* [WORK TO BE COMPLETED] Your task is to filter the data below down to the lines holding "index".

[start]

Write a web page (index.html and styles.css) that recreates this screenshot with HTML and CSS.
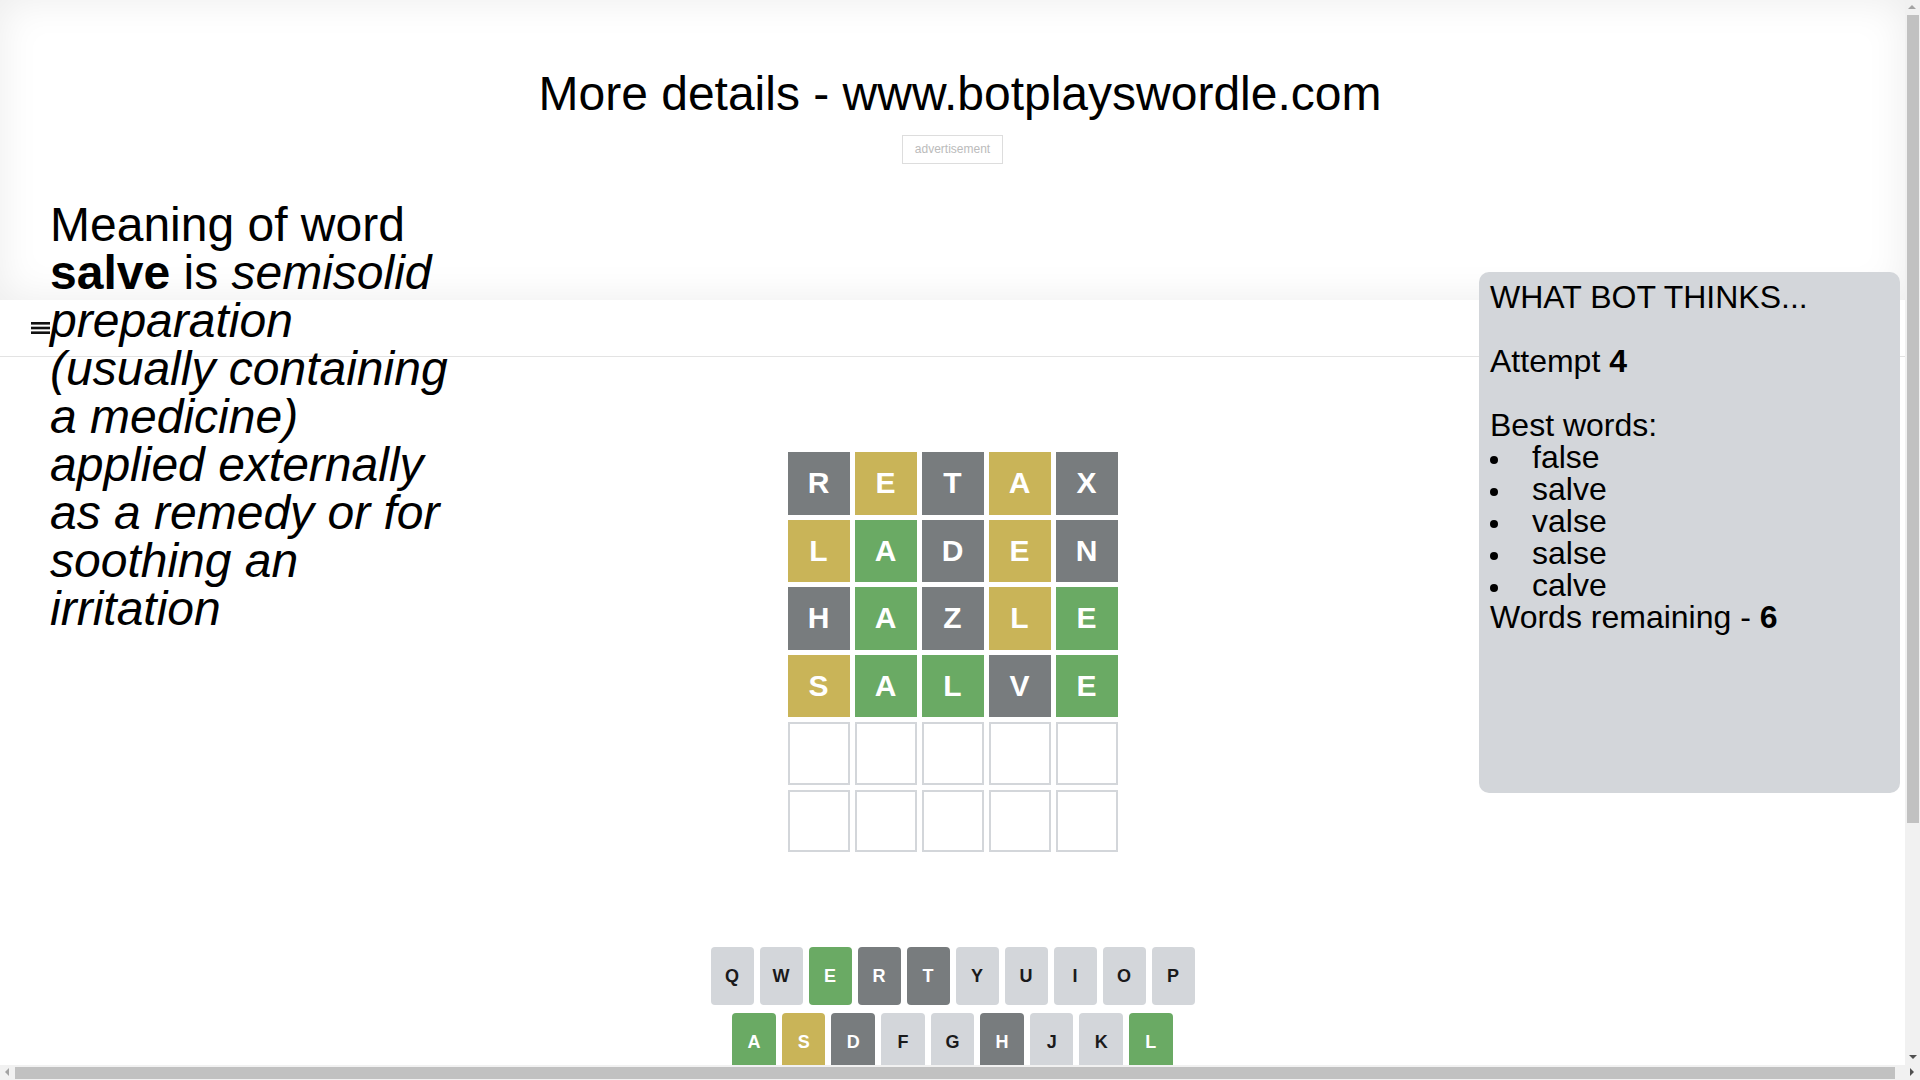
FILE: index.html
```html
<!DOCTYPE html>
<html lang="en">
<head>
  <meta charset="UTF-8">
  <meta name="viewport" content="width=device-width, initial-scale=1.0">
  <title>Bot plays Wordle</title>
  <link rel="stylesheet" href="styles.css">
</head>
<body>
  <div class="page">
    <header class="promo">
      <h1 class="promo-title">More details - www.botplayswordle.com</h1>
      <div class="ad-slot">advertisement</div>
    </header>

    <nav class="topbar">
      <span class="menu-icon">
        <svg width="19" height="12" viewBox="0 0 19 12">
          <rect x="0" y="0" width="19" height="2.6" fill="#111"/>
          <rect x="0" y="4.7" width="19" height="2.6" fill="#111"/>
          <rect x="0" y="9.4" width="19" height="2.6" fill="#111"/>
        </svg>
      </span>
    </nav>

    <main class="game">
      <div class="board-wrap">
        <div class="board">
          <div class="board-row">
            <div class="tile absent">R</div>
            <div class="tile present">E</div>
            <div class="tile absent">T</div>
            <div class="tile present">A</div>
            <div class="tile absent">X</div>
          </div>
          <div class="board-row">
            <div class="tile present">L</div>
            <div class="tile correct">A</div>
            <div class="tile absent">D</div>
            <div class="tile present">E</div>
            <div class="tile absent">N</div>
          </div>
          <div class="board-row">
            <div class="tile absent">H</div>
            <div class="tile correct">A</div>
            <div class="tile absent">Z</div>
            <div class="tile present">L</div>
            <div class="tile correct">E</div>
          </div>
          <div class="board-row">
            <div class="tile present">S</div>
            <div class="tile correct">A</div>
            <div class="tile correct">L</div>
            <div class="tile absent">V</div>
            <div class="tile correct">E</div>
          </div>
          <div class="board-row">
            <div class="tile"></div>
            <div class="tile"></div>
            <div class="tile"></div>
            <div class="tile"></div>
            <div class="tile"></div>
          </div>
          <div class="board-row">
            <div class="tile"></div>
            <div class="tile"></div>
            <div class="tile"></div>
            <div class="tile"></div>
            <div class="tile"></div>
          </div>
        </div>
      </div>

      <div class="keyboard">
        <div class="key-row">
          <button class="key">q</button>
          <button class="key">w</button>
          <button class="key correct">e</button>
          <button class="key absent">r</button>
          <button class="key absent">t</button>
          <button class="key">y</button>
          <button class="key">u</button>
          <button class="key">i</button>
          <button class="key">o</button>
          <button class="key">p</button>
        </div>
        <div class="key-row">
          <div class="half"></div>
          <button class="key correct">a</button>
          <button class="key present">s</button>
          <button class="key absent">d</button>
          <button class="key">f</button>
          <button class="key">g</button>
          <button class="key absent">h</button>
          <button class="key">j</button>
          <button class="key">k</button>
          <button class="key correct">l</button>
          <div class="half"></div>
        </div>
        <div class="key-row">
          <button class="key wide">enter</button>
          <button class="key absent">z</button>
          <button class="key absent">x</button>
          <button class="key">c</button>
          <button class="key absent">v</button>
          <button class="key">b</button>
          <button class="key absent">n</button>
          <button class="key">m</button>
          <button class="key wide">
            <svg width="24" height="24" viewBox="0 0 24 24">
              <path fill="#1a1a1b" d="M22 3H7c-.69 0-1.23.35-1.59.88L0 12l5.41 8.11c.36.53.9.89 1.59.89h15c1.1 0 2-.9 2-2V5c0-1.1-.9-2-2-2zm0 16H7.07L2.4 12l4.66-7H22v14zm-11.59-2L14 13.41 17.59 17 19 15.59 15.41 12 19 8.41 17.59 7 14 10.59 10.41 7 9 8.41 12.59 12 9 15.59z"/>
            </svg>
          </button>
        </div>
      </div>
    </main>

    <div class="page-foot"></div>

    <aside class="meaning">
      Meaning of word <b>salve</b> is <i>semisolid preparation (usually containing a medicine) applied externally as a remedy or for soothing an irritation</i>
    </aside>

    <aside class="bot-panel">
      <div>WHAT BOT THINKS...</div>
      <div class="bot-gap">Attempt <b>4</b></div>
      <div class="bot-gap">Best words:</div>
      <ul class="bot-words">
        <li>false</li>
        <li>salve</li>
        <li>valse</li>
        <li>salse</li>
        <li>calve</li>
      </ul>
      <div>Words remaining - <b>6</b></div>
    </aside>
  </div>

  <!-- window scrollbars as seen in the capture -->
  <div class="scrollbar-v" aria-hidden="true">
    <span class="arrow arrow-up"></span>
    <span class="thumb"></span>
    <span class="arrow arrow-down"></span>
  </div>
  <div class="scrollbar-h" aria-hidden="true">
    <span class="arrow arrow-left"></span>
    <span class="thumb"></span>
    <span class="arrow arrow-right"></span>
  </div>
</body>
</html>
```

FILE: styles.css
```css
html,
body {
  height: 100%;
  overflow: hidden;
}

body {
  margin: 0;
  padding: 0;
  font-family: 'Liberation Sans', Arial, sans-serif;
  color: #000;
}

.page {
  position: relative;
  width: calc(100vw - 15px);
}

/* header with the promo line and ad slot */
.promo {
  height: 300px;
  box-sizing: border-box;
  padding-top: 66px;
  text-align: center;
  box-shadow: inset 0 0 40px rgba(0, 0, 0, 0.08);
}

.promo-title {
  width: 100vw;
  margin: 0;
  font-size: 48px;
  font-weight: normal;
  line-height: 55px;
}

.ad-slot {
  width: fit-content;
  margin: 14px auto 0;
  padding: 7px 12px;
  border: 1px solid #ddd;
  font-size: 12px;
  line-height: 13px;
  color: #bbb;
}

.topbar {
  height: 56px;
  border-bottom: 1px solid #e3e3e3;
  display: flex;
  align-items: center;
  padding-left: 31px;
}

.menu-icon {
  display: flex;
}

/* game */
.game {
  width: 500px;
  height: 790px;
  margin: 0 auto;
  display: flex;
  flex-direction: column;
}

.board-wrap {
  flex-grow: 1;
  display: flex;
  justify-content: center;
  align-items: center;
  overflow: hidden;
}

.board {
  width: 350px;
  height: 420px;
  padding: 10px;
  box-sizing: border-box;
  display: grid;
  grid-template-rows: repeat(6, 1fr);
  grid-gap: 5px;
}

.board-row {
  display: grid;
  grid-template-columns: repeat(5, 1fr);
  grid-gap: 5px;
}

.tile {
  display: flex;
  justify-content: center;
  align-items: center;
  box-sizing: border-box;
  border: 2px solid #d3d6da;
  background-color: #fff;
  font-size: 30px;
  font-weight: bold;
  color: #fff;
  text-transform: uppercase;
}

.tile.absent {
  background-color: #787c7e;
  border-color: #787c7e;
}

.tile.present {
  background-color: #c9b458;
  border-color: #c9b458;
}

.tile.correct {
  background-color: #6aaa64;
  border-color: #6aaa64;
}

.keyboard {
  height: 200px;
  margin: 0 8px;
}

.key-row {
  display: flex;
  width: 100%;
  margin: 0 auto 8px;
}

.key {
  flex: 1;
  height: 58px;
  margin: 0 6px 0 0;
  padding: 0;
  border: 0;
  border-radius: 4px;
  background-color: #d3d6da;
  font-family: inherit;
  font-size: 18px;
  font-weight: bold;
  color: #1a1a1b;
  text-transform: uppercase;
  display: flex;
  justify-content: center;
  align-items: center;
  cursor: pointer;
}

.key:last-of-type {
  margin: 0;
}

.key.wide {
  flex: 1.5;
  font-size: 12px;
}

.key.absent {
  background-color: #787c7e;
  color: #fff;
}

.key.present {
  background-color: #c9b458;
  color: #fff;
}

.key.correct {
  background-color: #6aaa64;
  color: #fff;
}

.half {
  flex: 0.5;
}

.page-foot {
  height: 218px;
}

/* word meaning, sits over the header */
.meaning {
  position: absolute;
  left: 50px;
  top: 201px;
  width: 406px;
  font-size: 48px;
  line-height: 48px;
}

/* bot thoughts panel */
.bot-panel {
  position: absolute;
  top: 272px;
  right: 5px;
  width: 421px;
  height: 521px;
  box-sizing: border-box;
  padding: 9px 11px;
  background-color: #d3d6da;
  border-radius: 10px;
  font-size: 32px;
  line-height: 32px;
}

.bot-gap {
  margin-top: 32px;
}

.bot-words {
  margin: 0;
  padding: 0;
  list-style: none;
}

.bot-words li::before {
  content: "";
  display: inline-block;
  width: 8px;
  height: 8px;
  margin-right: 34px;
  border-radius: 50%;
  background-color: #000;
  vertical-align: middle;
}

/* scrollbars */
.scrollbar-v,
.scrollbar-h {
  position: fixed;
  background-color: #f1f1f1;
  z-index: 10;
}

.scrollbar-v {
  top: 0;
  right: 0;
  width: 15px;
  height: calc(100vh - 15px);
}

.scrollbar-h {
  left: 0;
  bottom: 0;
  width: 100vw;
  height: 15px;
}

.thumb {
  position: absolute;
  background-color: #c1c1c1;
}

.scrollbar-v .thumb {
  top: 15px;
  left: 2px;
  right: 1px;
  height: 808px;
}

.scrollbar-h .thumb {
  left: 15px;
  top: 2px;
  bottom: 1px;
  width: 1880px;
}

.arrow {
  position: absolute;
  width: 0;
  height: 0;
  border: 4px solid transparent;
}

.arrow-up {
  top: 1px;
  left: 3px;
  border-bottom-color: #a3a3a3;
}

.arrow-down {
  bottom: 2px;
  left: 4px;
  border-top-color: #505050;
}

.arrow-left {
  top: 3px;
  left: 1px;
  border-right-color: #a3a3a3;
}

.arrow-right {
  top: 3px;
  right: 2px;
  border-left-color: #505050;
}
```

[end]

* [FINISHED EXERCISE]
Write a web page (index.html and styles.css) that recreates this screenshot with HTML and CSS.
FILE: index.html
  z-index: 10;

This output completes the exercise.